Take synthetic marijuana, for example. According to a new report by the Substance Abuse and Mental Health Services Administration (SAMHSA) it was linked to 11,406 of the 4.9 million drug-related emergency department (ED) visits in 2010.

Commonly known by such street names as “K2” or “Spice,” synthetic cannabinoids are substances that are not made from the marijuana plant but claim to have the same effect as the drug. Though an increasing number of states have passed laws against the sale of synthetic cannabinoids, they have been marketed as incense and a “legal” alternative to marijuana during the past few years.

However, last July a comprehensive, national ban was enacted against the sale of synthetic cannabinoids under Title XI of the Food and Drug Administration Safety and Innovation Act.


The report says that the use of synthetic marijuana is tied to a variety of reported symptoms including agitation, nausea, vomiting, rapid heartbeat, elevated blood pressure, tremor, seizures, hallucinations, paranoid behavior and non-responsiveness.

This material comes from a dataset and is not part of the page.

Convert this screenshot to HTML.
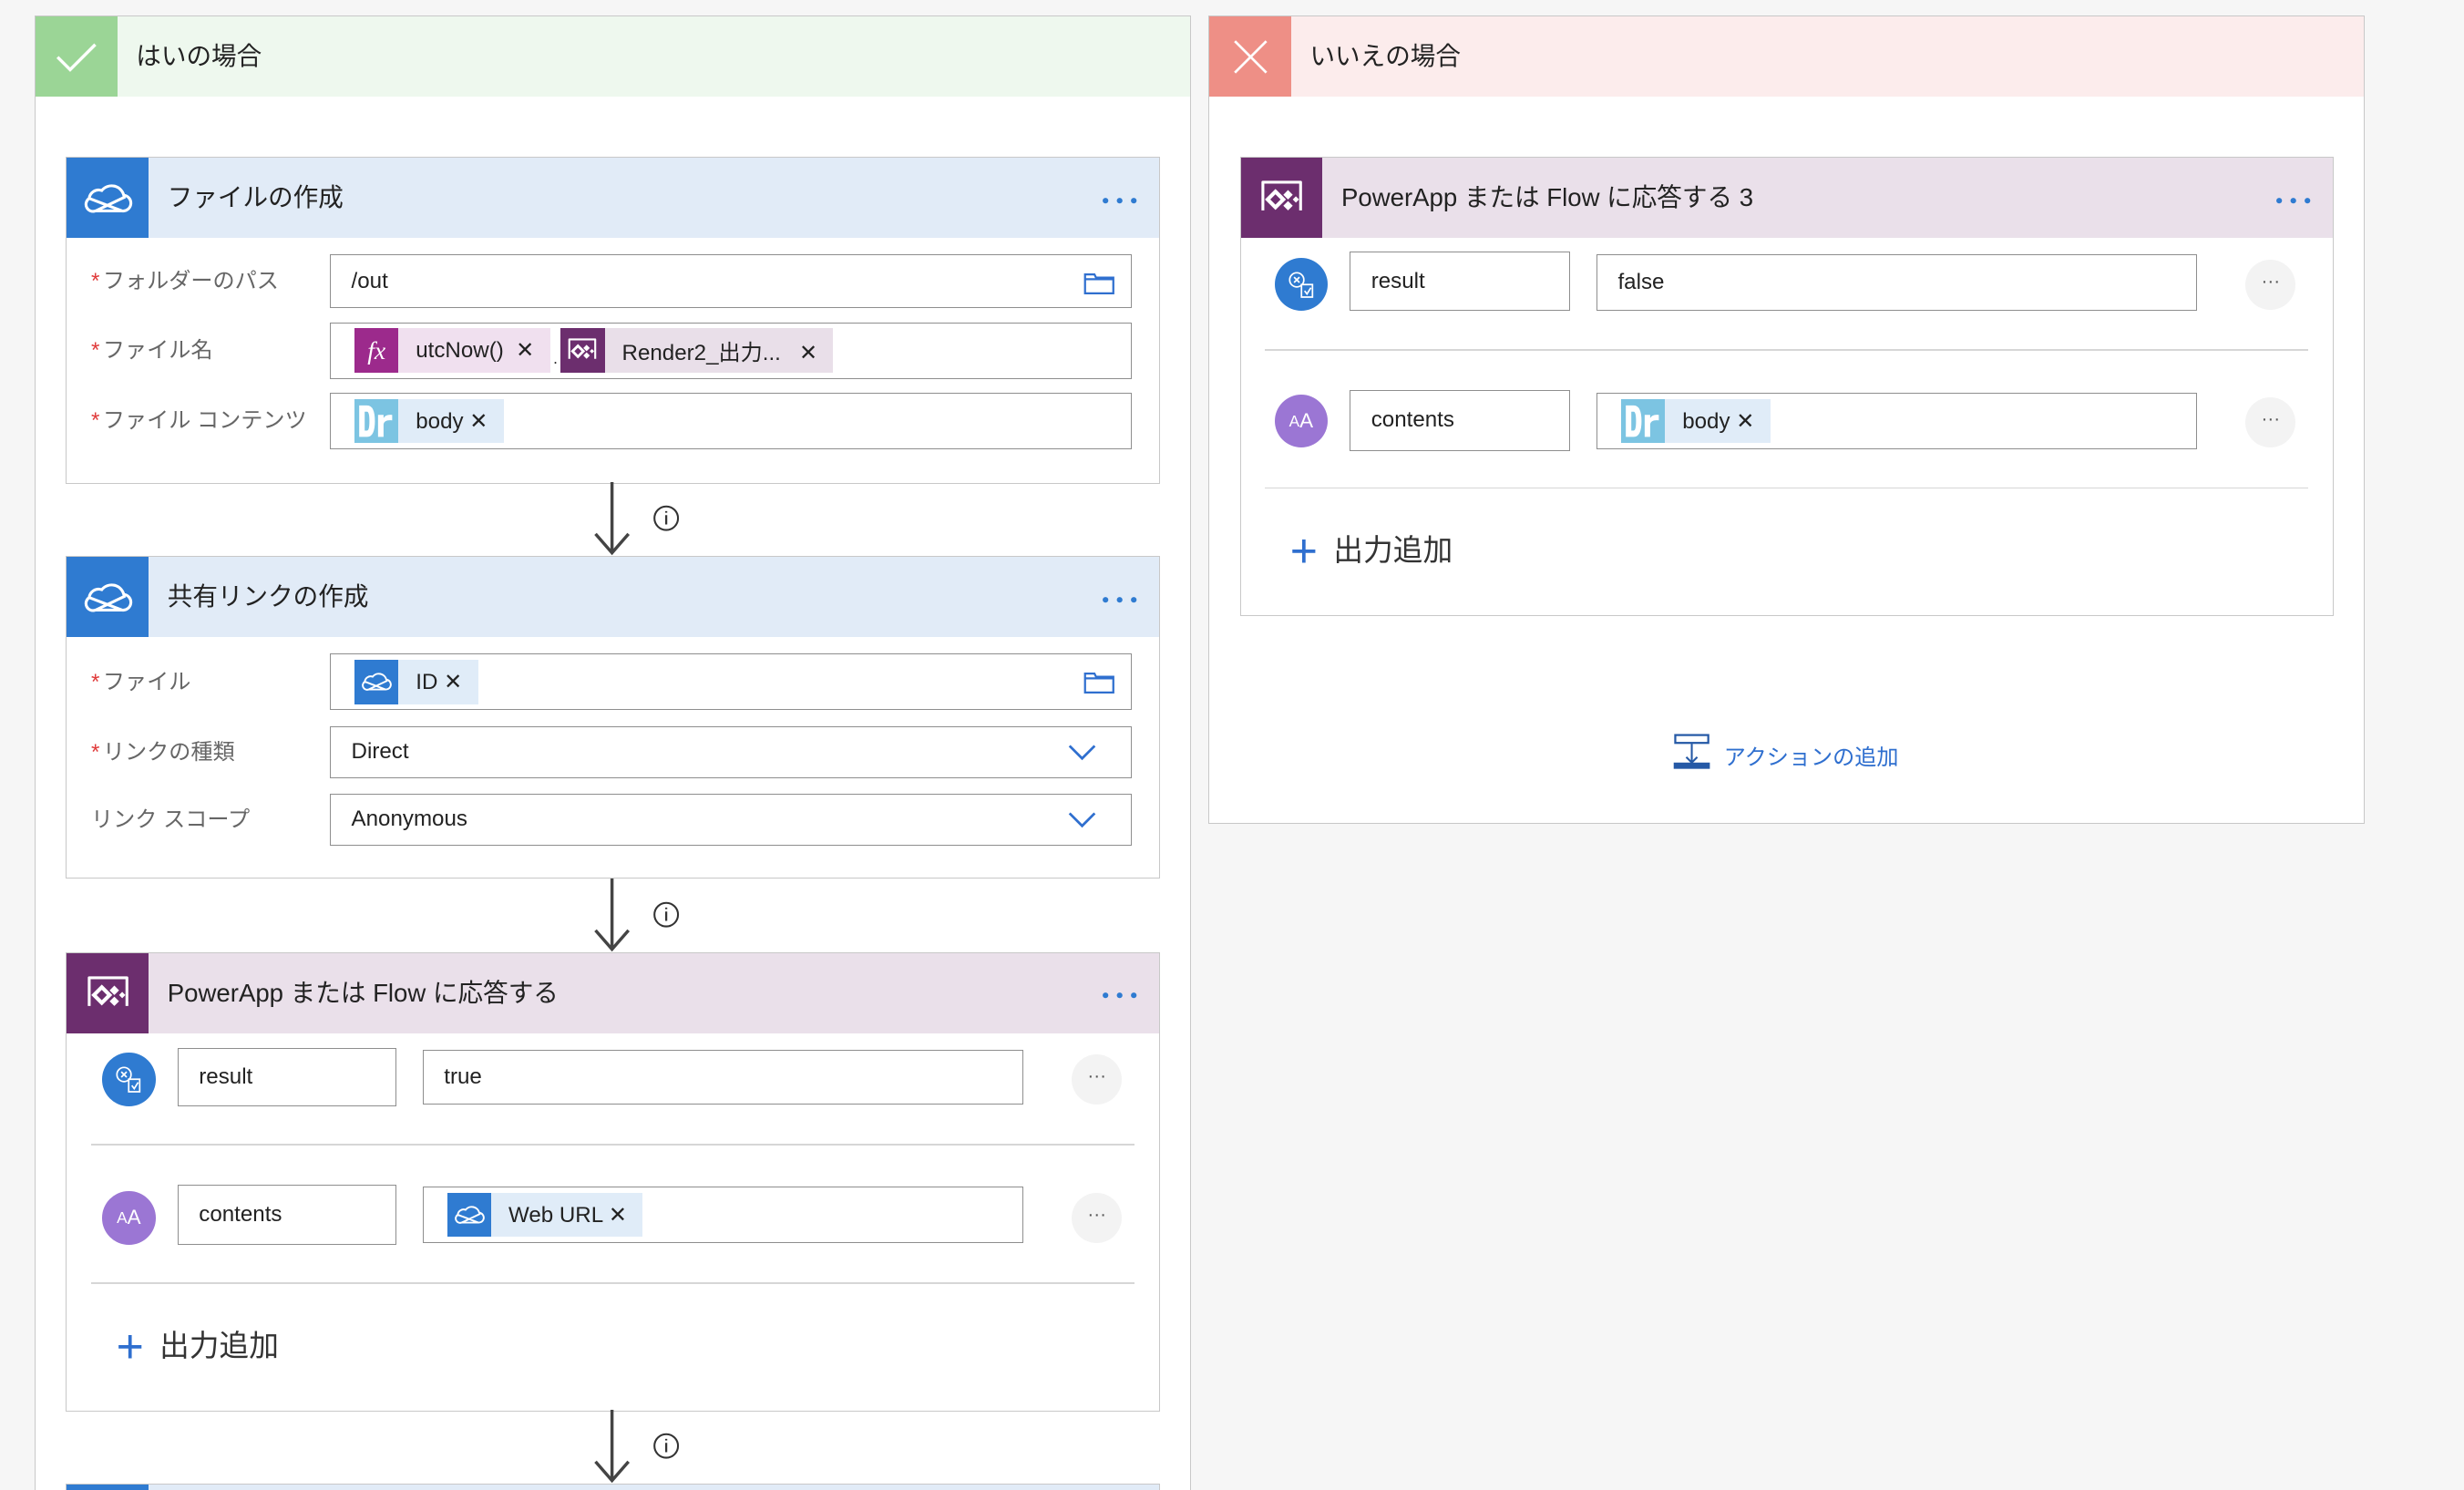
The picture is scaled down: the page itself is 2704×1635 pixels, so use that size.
<!DOCTYPE html>
<html><head><meta charset="utf-8"><style>
html,body{margin:0;padding:0;background:#f6f6f6;}
#w{position:relative;width:1568px;height:948px;zoom:1.72449;overflow:hidden;font-family:"Liberation Sans","Noto Sans CJK JP",sans-serif;color:#222;}
.a{position:absolute;box-sizing:border-box;}
.box{position:absolute;box-sizing:border-box;background:#fff;border:1px solid #c8c8c8;}
.hdr{position:absolute;left:0;right:0;top:0;height:51px;}
.ic{position:absolute;left:0;top:0;width:52px;height:51px;display:flex;align-items:center;justify-content:center;}
.ttl{position:absolute;left:64px;top:0;line-height:51px;font-size:16px;color:#222;}
.dots{position:absolute;right:13px;top:24px;}
.lbl{position:absolute;font-size:14px;color:#666;}
.lbl b{color:#e03a3a;font-weight:normal;margin-right:2px;}
.inp{position:absolute;box-sizing:border-box;border:1px solid #8e8e8e;background:#fff;font-size:14px;padding-left:13px;display:flex;align-items:center;}
.tok{display:inline-flex;align-items:center;height:28px;font-size:14px;margin-right:2px;}
.tok .ti{width:28px;height:28px;display:flex;align-items:center;justify-content:center;}
.tok .tt{padding:0 10px 0 11px;height:28px;display:flex;align-items:center;}
.circ{position:absolute;width:34px;height:34px;border-radius:50%;display:flex;align-items:center;justify-content:center;}
.eb{position:absolute;width:32px;height:32px;border-radius:50%;background:#f3f3f3;color:#555;font-size:12px;text-align:center;line-height:28px;}
.sep{position:absolute;height:1px;background:#d6d6d6;}
.plus{position:absolute;font-size:19px;color:#333;}
.plus span{color:#2f6fcf;font-size:30px;font-weight:200;vertical-align:-4px;margin-right:10px;}
</style></head><body><div id="w">

<svg width="0" height="0" style="position:absolute"><defs>
<symbol id="cloud" viewBox="0 0 32 24"><path d="M8 20 H25 A5 5 0 0 0 26 10 A8 8 0 0 0 12 7 A6 6 0 0 0 4 12 A4.5 4.5 0 0 0 8 20 Z M4 12 L25 20 M27 11 L8 20" fill="none" stroke="#fff" stroke-width="1.8"/></symbol>
<symbol id="pa" viewBox="0 0 32 28"><path d="M4 22 V4 H28 V22" fill="none" stroke="#fff" stroke-width="1.8" stroke-linejoin="round"/><path d="M12 10 L17 15 L12 20 L7 15 Z" fill="none" stroke="#fff" stroke-width="2.4"/><path d="M20 9 L23 12 L20 15 L17 12 Z M20 16 L23 19 L20 22 L17 19 Z M25 13 L27 15 L25 17 L23 15Z" fill="#fff"/></symbol>
<symbol id="dr" viewBox="0 0 28 28"><rect width="28" height="28" fill="#7cc4e2"/><path d="M3 4 H8 Q13 4 13 14 Q13 24 8 24 H3 Z M6.5 8 V20 H8 Q9.5 20 9.5 14 Q9.5 8 8 8Z" fill="#fff" fill-rule="evenodd"/><path d="M15 24 V10 H18.5 V12 Q20 9.5 24 10 V13.5 Q19 13 18.5 16 V24Z" fill="#fff"/></symbol>
<symbol id="dt" viewBox="0 0 24 6"><circle cx="3" cy="3" r="1.8" fill="#2f7bd1"/><circle cx="12" cy="3" r="1.8" fill="#2f7bd1"/><circle cx="21" cy="3" r="1.8" fill="#2f7bd1"/></symbol>
</defs></svg>

<!-- LEFT BRANCH -->
<div class="box" style="left:22px;top:10px;width:736px;height:960px;">
 <div class="hdr" style="background:#eef8ee;"><div class="ic" style="background:#9bd596;"><svg width="30" height="24"><path d="M3 12 L11 20 L27 4" fill="none" stroke="#fff" stroke-width="2"/></svg></div><div class="ttl">はいの場合</div></div>
</div>

<!-- card 1 -->
<div class="box" style="left:42px;top:100px;width:696px;height:208px;">
 <div class="hdr" style="background:#e1ebf7;"><div class="ic" style="background:#2f7bd1;"><svg width="32" height="24"><use href="#cloud"/></svg></div><div class="ttl">ファイルの作成</div><svg class="dots" width="24" height="6"><use href="#dt"/></svg></div>
</div>
<div class="lbl" style="left:58px;top:167px;"><b>*</b>フォルダーのパス</div>
<div class="inp" style="left:210px;top:162px;width:510px;height:34px;">/out<svg class="a" style="right:10px;top:9px" width="20" height="16"><path d="M1 3 H7 L8 5 H19 V15 H1 Z M1 6 H19" fill="none" stroke="#2f6fcf" stroke-width="1.3"/></svg></div>
<div class="lbl" style="left:58px;top:211px;"><b>*</b>ファイル名</div>
<div class="inp" style="left:210px;top:205px;width:510px;height:36px;padding-left:15px;">
 <span class="tok" style="background:#f0e0ef;"><span class="ti" style="background:#9c2a8c;color:#fff;font-family:'Liberation Serif',serif;font-style:italic;font-size:16px;">fx</span><span class="tt">utcNow() &nbsp;✕</span></span><span style="font-size:10px;align-self:flex-end;margin:0 2px 6px 0">.</span><span class="tok" style="background:#e9dfe9;"><span class="ti" style="background:#6c2e6e;"><svg width="22" height="20"><use href="#pa"/></svg></span><span class="tt">Render2_出力... &nbsp;&nbsp;✕</span></span>
</div>
<div class="lbl" style="left:58px;top:256px;"><b>*</b>ファイル コンテンツ</div>
<div class="inp" style="left:210px;top:250px;width:510px;height:36px;padding-left:15px;"><span class="tok" style="background:#e0ecf8;"><span class="ti"><svg width="28" height="28"><use href="#dr"/></svg></span><span class="tt">body ✕</span></span></div>

<svg class="a" style="left:370px;top:307px" width="80" height="48"><path d="M19.5 0 V45 M9 33 L19.5 45 L30 33" fill="none" stroke="#444" stroke-width="2"/><circle cx="54" cy="23" r="7.5" fill="none" stroke="#333" stroke-width="1.2"/><path d="M54 21 V27 M54 18.5 V19.5" stroke="#333" stroke-width="1.3"/></svg>

<!-- card 2 -->
<div class="box" style="left:42px;top:354px;width:696px;height:205px;">
 <div class="hdr" style="background:#e1ebf7;"><div class="ic" style="background:#2f7bd1;"><svg width="32" height="24"><use href="#cloud"/></svg></div><div class="ttl">共有リンクの作成</div><svg class="dots" width="24" height="6"><use href="#dt"/></svg></div>
</div>
<div class="lbl" style="left:58px;top:422px;"><b>*</b>ファイル</div>
<div class="inp" style="left:210px;top:416px;width:510px;height:36px;padding-left:15px;"><span class="tok" style="background:#e0ecf8;"><span class="ti" style="background:#2f7bd1;"><svg width="20" height="15"><use href="#cloud"/></svg></span><span class="tt">ID ✕</span></span><svg class="a" style="right:10px;top:9px" width="20" height="16"><path d="M1 3 H7 L8 5 H19 V15 H1 Z M1 6 H19" fill="none" stroke="#2f6fcf" stroke-width="1.3"/></svg></div>
<div class="lbl" style="left:58px;top:467px;"><b>*</b>リンクの種類</div>
<div class="inp" style="left:210px;top:462px;width:510px;height:33px;">Direct<svg class="a" style="right:22px;top:10px" width="18" height="12"><path d="M1 2 L9 10 L17 2" fill="none" stroke="#2f6fcf" stroke-width="1.6"/></svg></div>
<div class="lbl" style="left:58px;top:510px;">リンク スコープ</div>
<div class="inp" style="left:210px;top:505px;width:510px;height:33px;">Anonymous<svg class="a" style="right:22px;top:10px" width="18" height="12"><path d="M1 2 L9 10 L17 2" fill="none" stroke="#2f6fcf" stroke-width="1.6"/></svg></div>

<svg class="a" style="left:370px;top:559px" width="80" height="48"><path d="M19.5 0 V45 M9 33 L19.5 45 L30 33" fill="none" stroke="#444" stroke-width="2"/><circle cx="54" cy="23" r="7.5" fill="none" stroke="#333" stroke-width="1.2"/><path d="M54 21 V27 M54 18.5 V19.5" stroke="#333" stroke-width="1.3"/></svg>

<!-- card 3 -->
<div class="box" style="left:42px;top:606px;width:696px;height:292px;">
 <div class="hdr" style="background:#eae0ea;"><div class="ic" style="background:#6c2e6e;"><svg width="32" height="28"><use href="#pa"/></svg></div><div class="ttl">PowerApp または Flow に応答する</div><svg class="dots" width="24" height="6"><use href="#dt"/></svg></div>
</div>
<div class="circ" style="left:65px;top:670px;background:#2f7bd1;"><svg width="20" height="20"><circle cx="7" cy="7" r="4.5" fill="none" stroke="#fff" stroke-width="1"/><path d="M5.3 5.3 L8.7 8.7 M8.7 5.3 L5.3 8.7" stroke="#fff"/><path d="M10 10 H17 V18 H10 Z M12 14 L13.5 16 L16 12" fill="none" stroke="#fff" stroke-width="1"/></svg></div>
<div class="inp" style="left:113px;top:667px;width:139px;height:37px;">result</div>
<div class="inp" style="left:269px;top:668px;width:382px;height:35px;">true</div>
<div class="eb" style="left:682px;top:671px;">···</div>
<div class="sep" style="left:58px;top:728px;width:664px;"></div>
<div class="circ" style="left:65px;top:758px;background:#9b76d4;color:#fff;font-size:13px;"><span style="font-size:10px">A</span>A</div>
<div class="inp" style="left:113px;top:754px;width:139px;height:38px;">contents</div>
<div class="inp" style="left:269px;top:755px;width:382px;height:36px;padding-left:15px;"><span class="tok" style="background:#e0ecf8;"><span class="ti" style="background:#2f7bd1;"><svg width="20" height="15"><use href="#cloud"/></svg></span><span class="tt">Web URL ✕</span></span></div>
<div class="eb" style="left:682px;top:759px;">···</div>
<div class="sep" style="left:58px;top:816px;width:664px;"></div>
<div class="plus" style="left:74px;top:839px;"><span>+</span>出力追加</div>

<svg class="a" style="left:370px;top:897px" width="80" height="48"><path d="M19.5 0 V45 M9 33 L19.5 45 L30 33" fill="none" stroke="#444" stroke-width="2"/><circle cx="54" cy="23" r="7.5" fill="none" stroke="#333" stroke-width="1.2"/><path d="M54 21 V27 M54 18.5 V19.5" stroke="#333" stroke-width="1.3"/></svg>
<div class="box" style="left:42px;top:944px;width:696px;height:30px;border-top:1px solid #c8c8c8;"><div class="a" style="left:0;top:0;width:52px;height:10px;background:#2f7bd1"></div><div class="a" style="left:52px;right:0;top:0;height:10px;background:#e1ebf7"></div></div>

<!-- RIGHT BRANCH -->
<div class="box" style="left:769px;top:10px;width:736px;height:514px;">
 <div class="hdr" style="background:#fcecec;"><div class="ic" style="background:#ee8f86;"><svg width="26" height="26"><path d="M3 3 L23 23 M23 3 L3 23" stroke="#fff" stroke-width="1.6"/></svg></div><div class="ttl">いいえの場合</div></div>
</div>
<div class="box" style="left:789px;top:100px;width:696px;height:292px;">
 <div class="hdr" style="background:#eae0ea;"><div class="ic" style="background:#6c2e6e;"><svg width="32" height="28"><use href="#pa"/></svg></div><div class="ttl">PowerApp または Flow に応答する 3</div><svg class="dots" width="24" height="6"><use href="#dt"/></svg></div>
</div>
<div class="circ" style="left:811px;top:164px;background:#2f7bd1;"><svg width="20" height="20"><circle cx="7" cy="7" r="4.5" fill="none" stroke="#fff" stroke-width="1"/><path d="M5.3 5.3 L8.7 8.7 M8.7 5.3 L5.3 8.7" stroke="#fff"/><path d="M10 10 H17 V18 H10 Z M12 14 L13.5 16 L16 12" fill="none" stroke="#fff" stroke-width="1"/></svg></div>
<div class="inp" style="left:859px;top:160px;width:140px;height:38px;">result</div>
<div class="inp" style="left:1016px;top:162px;width:382px;height:36px;">false</div>
<div class="eb" style="left:1429px;top:165px;">···</div>
<div class="sep" style="left:805px;top:222px;width:664px;"></div>
<div class="circ" style="left:811px;top:251px;background:#9b76d4;color:#fff;font-size:13px;"><span style="font-size:10px">A</span>A</div>
<div class="inp" style="left:859px;top:248px;width:140px;height:39px;">contents</div>
<div class="inp" style="left:1016px;top:250px;width:382px;height:36px;padding-left:15px;"><span class="tok" style="background:#e0ecf8;"><span class="ti"><svg width="28" height="28"><use href="#dr"/></svg></span><span class="tt">body ✕</span></span></div>
<div class="eb" style="left:1429px;top:253px;">···</div>
<div class="sep" style="left:805px;top:310px;width:664px;"></div>
<div class="plus" style="left:821px;top:333px;"><span>+</span>出力追加</div>

<svg class="a" style="left:1064px;top:466px" width="26" height="26"><rect x="2" y="1.5" width="21" height="5" fill="none" stroke="#2559a6" stroke-width="1.3"/><path d="M12.5 7 V19 M9 15.5 L12.5 19 L16 15.5" fill="none" stroke="#2559a6" stroke-width="1.2"/><rect x="1" y="19" width="23" height="4" fill="#2559a6"/></svg>
<div class="a" style="left:1097px;top:470px;font-size:14px;color:#2f6fcf;">アクションの追加</div>

</div></body></html>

The report found that young people between the ages of 12 and 29 made up 75 percent of all hospital ED visits involving synthetic marijuana, with males accounting for 78 percent of the ED admissions among this age group. The average age for people involved in synthetic cannabinoid-related ED admissions was younger than for marijuana-related ED visits – 24 years old versus 30 years old.

“Health care professionals should be alerted to the potential dangers of synthetic cannabinoids, and they should be aware that their patients may be using these substances,” said SAMHSA Administrator Pamela S. Hyde. “Parents, teachers, coaches and other concerned adults can make a huge impact by talking to young people, especially older adolescents and young adults, about the potential risks associated with using synthetic marijuana.”

Spring break

In March, Florida Attorney General Pam Bondi appealed to spring break vacationers to stay away from K2 and other synthetic drugs. Since then the drugs have been outlawed, not just in Florida, but nationwide. Not only can you be arrested for possessing or selling the drugs, health experts say users can cause real harm, as evidenced by the report.

“This report confirms that synthetic drugs cause substantial damage to public health and safety in America,” said Office of National Drug Control Policy (ONDCP) Director Gil Kerlikowske. “Make no mistake -- the use of synthetic cannabinoids can cause serious, lasting damage, particularly in young people. Parents have a responsibility to learn what these drugs can do and to educate their families about the negative impact they cause.”